To relieve of the tyranny of choice when it comes to selecting which cold mezze to order Pasha offers a lovely combination plate that includes hummus, ezme (an crisp, spicy salad of chopped tomatoes, onions, parsley, crushed walnuts, and red peppers), baba ganoush, tabouli, eggplant salad, dolma stuffed with rice, currants, and raisins, and lebni, thick Mediterranean yogurt laced with garlic and dill. The large fluffy pita bread slices that accompany the platter is the best vehicle for scooping and enjoying the various dips and salads.

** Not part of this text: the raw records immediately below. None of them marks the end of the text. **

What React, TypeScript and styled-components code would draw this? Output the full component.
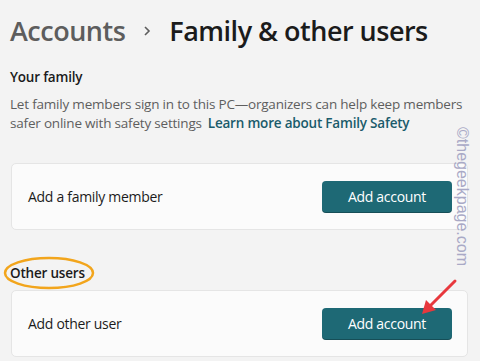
import styled, { createGlobalStyle } from "styled-components";

const Global = createGlobalStyle`
  html, body {
    margin: 0;
    padding: 0;
    background: #f3f3f3;
  }
  body {
    font-family: "Open Sans", "Noto Sans", sans-serif;
    color: #1b1b1b;
    overflow: hidden;
  }
`;

const Page = styled.div`
  position: relative;
  width: 480px;
  height: 361px;
  padding: 12px 12px 0 10px;
  box-sizing: border-box;
`;

const Breadcrumb = styled.h1`
  display: flex;
  align-items: center;
  margin: 0;
  font-size: 27px;
  font-weight: 600;
  line-height: 38px;
  letter-spacing: -0.5px;
`;

const Crumb = styled.span<{ current?: boolean }>`
  color: ${p => (p.current ? "#1b1b1b" : "#5d5d5d")};
`;

const Chevron = styled.span`
  width: 44px;
  display: flex;
  justify-content: center;
`;

const SectionTitle = styled.div<{ top: number }>`
  position: relative;
  margin-top: ${p => p.top}px;
  font-size: 13.5px;
  font-weight: 600;
  line-height: 20px;
  letter-spacing: -0.2px;
`;

const Description = styled.p`
  margin: 8px 0 0;
  font-size: 13.5px;
  line-height: 19px;
  letter-spacing: -0.2px;
  color: #5e5e5e;
  white-space: nowrap;
`;

const Link = styled.a`
  color: #1a5b6b;
  font-weight: 600;
  text-decoration: none;
  margin-left: 6px;
`;

const Card = styled.div<{ top: number }>`
  margin-top: ${p => p.top}px;
  margin-left: 1px;
  height: 67px;
  box-sizing: border-box;
  display: flex;
  align-items: center;
  justify-content: space-between;
  padding: 0 15px 0 16px;
  background: #fbfbfb;
  border: 1px solid #e5e5e5;
  border-radius: 5px;
  font-size: 14px;
  letter-spacing: -0.3px;
  color: #1b1b1b;
`;

const Button = styled.button`
  width: 130px;
  height: 32px;
  border: none;
  border-radius: 4px;
  background: #1e6975;
  color: #ffffff;
  font-family: inherit;
  font-size: 14px;
  letter-spacing: -0.3px;
  box-shadow: inset 0 -1px 0 rgba(0, 0, 0, 0.25);
`;

const Ellipse = styled.svg`
  position: absolute;
  left: -7px;
  top: -7px;
  pointer-events: none;
`;

const Arrow = styled.svg`
  position: absolute;
  left: 416px;
  top: 276px;
`;

const Watermark = styled.div`
  position: absolute;
  left: 456px;
  top: 127px;
  transform-origin: 0 0;
  transform: translateX(15px) rotate(90deg);
  white-space: nowrap;
  font-family: "Liberation Sans", sans-serif;
  font-size: 16px;
  color: #a9a9c6;
`;

export default function App() {
  return (
    <Page>
      <Global />
      <Breadcrumb>
        <Crumb>Accounts</Crumb>
        <Chevron>
          <svg width="10" height="12" viewBox="0 0 10 12">
            <path d="M3 2 L7 6 L3 10" fill="none" stroke="#5d5d5d" strokeWidth="1.6" />
          </svg>
        </Chevron>
        <Crumb current>Family &amp; other users</Crumb>
      </Breadcrumb>

      <SectionTitle top={17}>Your family</SectionTitle>
      <Description>
        Let family members sign in to this PC—organizers can help keep members
        <br />
        safer online with safety settings
        <Link href="#">Learn more about Family Safety</Link>
      </Description>

      <Card top={30}>
        <span>Add a family member</span>
        <Button>Add account</Button>
      </Card>

      <SectionTitle top={33}>
        Other users
        <Ellipse width="92" height="34" viewBox="0 0 92 34">
          <ellipse cx="46" cy="17" rx="44" ry="15" fill="none" stroke="#f2a51c" strokeWidth="2.5" />
        </Ellipse>
      </SectionTitle>

      <Card top={7}>
        <span>Add other user</span>
        <Button>Add account</Button>
      </Card>

      <Arrow width="44" height="42" viewBox="0 0 44 42">
        <line x1="39" y1="5" x2="14" y2="30" stroke="#e8383d" strokeWidth="3" strokeLinecap="round" />
        <polygon points="6,38 10,24 20,34" fill="#e8383d" />
      </Arrow>

      <Watermark>©thegeekpage.com</Watermark>
    </Page>
  );
}
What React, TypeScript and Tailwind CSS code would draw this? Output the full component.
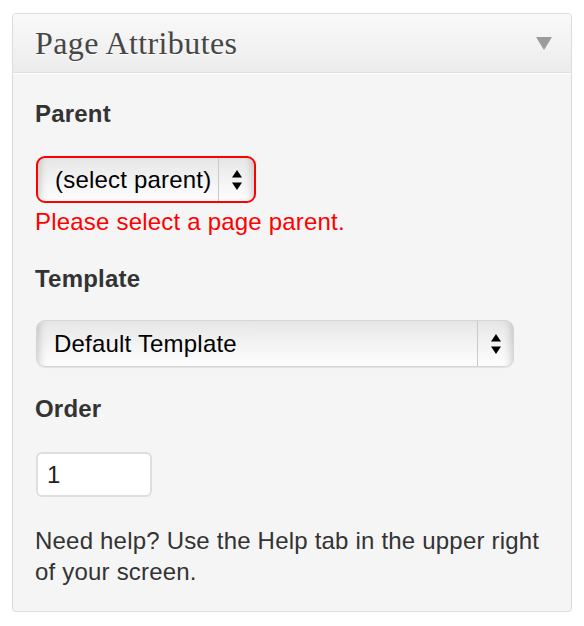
import React from "react";

function Arrows() {
  return (
    <svg width="12" height="22" viewBox="0 0 12 22" aria-hidden="true">
      <path d="M6 1 L11 8.5 L1 8.5 Z" fill="#000" />
      <path d="M1 13.5 L11 13.5 L6 21 Z" fill="#000" />
    </svg>
  );
}

function FakeSelect({
  label,
  widthClass,
  error,
}: {
  label: string;
  widthClass: string;
  error?: boolean;
}) {
  return (
    <div
      className={`${widthClass} ml-[1px] h-[47px] flex items-stretch rounded-[9px] overflow-hidden ${
        error
          ? "border-2 border-[#ff0000]"
          : "border border-[#d6d6d6] shadow-[0_1px_1px_rgba(0,0,0,0.08)]"
      } bg-[linear-gradient(to_bottom,#e6e6e6_0%,#efefef_35%,#f7f7f7_70%,#fdfdfd_100%)]`}
    >
      <div className="flex-1 flex items-center pl-[17px] text-[24px] tracking-[0.2px] text-black shadow-[inset_8px_0_8px_-6px_rgba(0,0,0,0.18)]">
        {label}
      </div>
      <div className="w-px bg-[#c9c9c9]" />
      <div className="w-[35px] flex items-center justify-center shadow-[inset_-8px_0_8px_-6px_rgba(0,0,0,0.18)]">
        <Arrows />
      </div>
    </div>
  );
}

export default function App() {
  return (
    <div className="min-h-[626px] bg-white pt-[13px] pl-[12px] font-['Liberation_Sans',Arial,sans-serif]">
      <div className="w-[560px] rounded-[4px] border border-[#dcdcdc] bg-[#f5f5f5] overflow-hidden">
        <div className="h-[59px] flex items-center justify-between pl-[22px] pr-[19px] border-b border-[#dfdfdf] bg-[linear-gradient(to_bottom,#f9f9f9,#ececec)]">
          <h3 className="font-['Liberation_Serif',Georgia,serif] text-[32px] leading-[58px] tracking-[0.4px] text-[#464646] [text-shadow:0_1px_0_#fff]">
            Page Attributes
          </h3>
          <svg width="16" height="13" viewBox="0 0 16 13" aria-hidden="true">
            <path d="M0 0 H16 L8 13 Z" fill="#9c9c9c" />
          </svg>
        </div>
        <div className="border-t border-white pt-[24px] pb-[24px] pl-[22px] pr-[20px] text-[24px] tracking-[0.2px] text-[#333]">
          <p className="font-bold leading-[32px]">Parent</p>
          <div className="mt-[26px]">
            <FakeSelect label="(select parent)" widthClass="w-[220px]" error />
          </div>
          <p className="mt-[3px] leading-[32px] text-[#ff0000]">
            Please select a page parent.
          </p>
          <p className="mt-[25px] font-bold leading-[32px]">Template</p>
          <div className="mt-[25px]">
            <FakeSelect label="Default Template" widthClass="w-[478px]" />
          </div>
          <p className="mt-[26px] font-bold leading-[32px]">Order</p>
          <div className="mt-[27px] ml-[1px] w-[116px] h-[45px] rounded-[6px] border-2 border-[#dedede] bg-white flex items-center pl-[9px] text-[24px] text-[#222]">
            1
          </div>
          <p className="mt-[28px] leading-[31px]">
            Need help? Use the Help tab in the upper right of your screen.
          </p>
        </div>
      </div>
    </div>
  );
}
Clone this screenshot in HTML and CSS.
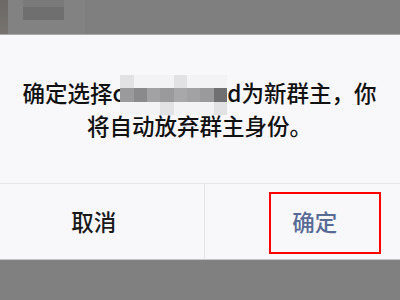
FILE: index.html
```html
<!DOCTYPE html>
<html lang="zh-CN">
<head>
<meta charset="utf-8">
<title>确定选择新群主</title>
<link rel="stylesheet" href="styles.css">
</head>
<body>
<div class="page">
  <div class="band">
    <span class="blur-edge"></span>
    <span class="blur-panel">
      <span class="blur-block"></span>
    </span>
  </div>
  <div class="dialog">
    <p class="msg">确定选择<span class="name">c<span class="mask"><span class="mask-grid">
      <i class="c1"></i><i class="c0"></i><i class="c0"></i><i class="c0"></i><i class="c1"></i><i class="c0"></i><i class="c0"></i><i class="c0"></i>
      <i class="d1"></i><i class="d2"></i><i class="d3"></i><i class="d1"></i><i class="d4"></i><i class="d3"></i><i class="d1"></i><i class="d5"></i>
      <i class="c0"></i><i class="c0"></i><i class="c0"></i><i class="c1"></i><i class="c0"></i><i class="c0"></i><i class="c0"></i><i class="c1"></i>
    </span></span>d</span>为新群主，你<br>将自动放弃群主身份。</p>
    <div class="actions">
      <button class="btn cancel">取消</button>
      <button class="btn ok">确定<span class="mark"></span></button>
    </div>
  </div>
  <div class="below"></div>
</div>
</body>
</html>
```
FILE: styles.css
```css
html, body {
  margin: 0;
  padding: 0;
  overflow: hidden;
  background: #808080;
}
.page {
  width: 400px;
  height: 300px;
  overflow: hidden;
  display: flex;
  flex-direction: column;
  font-family: "Noto Sans CJK SC", "Noto Sans", sans-serif;
}
.band {
  height: 34px;
  flex: none;
  display: flex;
  align-items: flex-start;
  background: #7f7f7f;
  border-bottom: 1px solid #a9a9a9;
}
.blur-edge {
  width: 8px;
  height: 34px;
  background: linear-gradient(#6c6966, #77726e);
}
.blur-panel {
  width: 77px;
  height: 34px;
  background: #828282;
  padding-left: 15px;
  box-sizing: border-box;
}
.blur-block {
  display: block;
  width: 41px;
  height: 20px;
  background: linear-gradient(#7a7a7a 0 7px, #6f6f6f 7px);
}
.dialog {
  flex: none;
  width: 441px;
  margin-left: -16px;
  background: #f8f7fa;
  display: flex;
  flex-direction: column;
  border-bottom: 1px solid #c6c6c6;
}
.msg {
  margin: 0;
  padding: 41px 25px 41px 15px;
  font-size: 22.5px;
  font-weight: 500;
  line-height: 33px;
  color: #111;
  text-align: center;
}
.name {
  white-space: nowrap;
}
.mask {
  display: inline-block;
  position: relative;
  width: 107px;
  height: 1px;
  margin-left: -4px;
  vertical-align: top;
}
.mask-grid {
  position: absolute;
  left: 0;
  top: -1px;
  width: 107px;
  display: grid;
  grid-template-columns: repeat(8, 1fr);
  grid-template-rows: 13px 14px 13px;
}
.mask-grid i { display: block; }
.c0 { background: #f3f2f5; }
.c1 { background: #e2e1e4; }
.d1 { background: #9a9a9c; }
.d2 { background: #8a8a8c; }
.d3 { background: #a2a2a4; }
.d4 { background: #a8a8aa; }
.d5 { background: #707072; }
.actions {
  display: grid;
  grid-template-columns: 1fr 1fr;
  height: 75px;
  border-top: 1px solid #e6e5e9;
}
.btn {
  position: relative;
  margin: 0;
  padding: 0;
  border: 0;
  background: transparent;
  font-family: inherit;
  font-size: 22.5px;
  font-weight: 500;
  line-height: 75px;
}
.cancel {
  color: #1a1a1a;
  border-right: 1px solid #e6e5e9;
}
.ok {
  color: #576b95;
}
.mark {
  position: absolute;
  left: 64px;
  top: 8px;
  width: 112px;
  height: 62px;
  box-sizing: border-box;
  border: 2px solid #ff0000;
}
.below {
  flex: 1;
  background: #808080;
}
```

With regards to hot appetizers, the sigara borek is the richest (what else do you expect from feta wrapped in filo dough then deep-fried) and most likely to swiftly curb your hunger. Take a chance also on the arnavut cigeri, small chunks of calf's liver breaded and served with onions and tomatoes. This dish is most decidedly not like the liver and onions foisted on you by decrepit relatives when you were a child. Any disconcerting metallic twang of the liver is completely overridden by good seasoning and a careful pan-frying process that yields succulent, earthy bits of tender meat.
Two final pieces of advice: 1) Again, allow ample time to secure a spot nearby and 2) save some lebni from the mezze platter--it tastes great with the liver.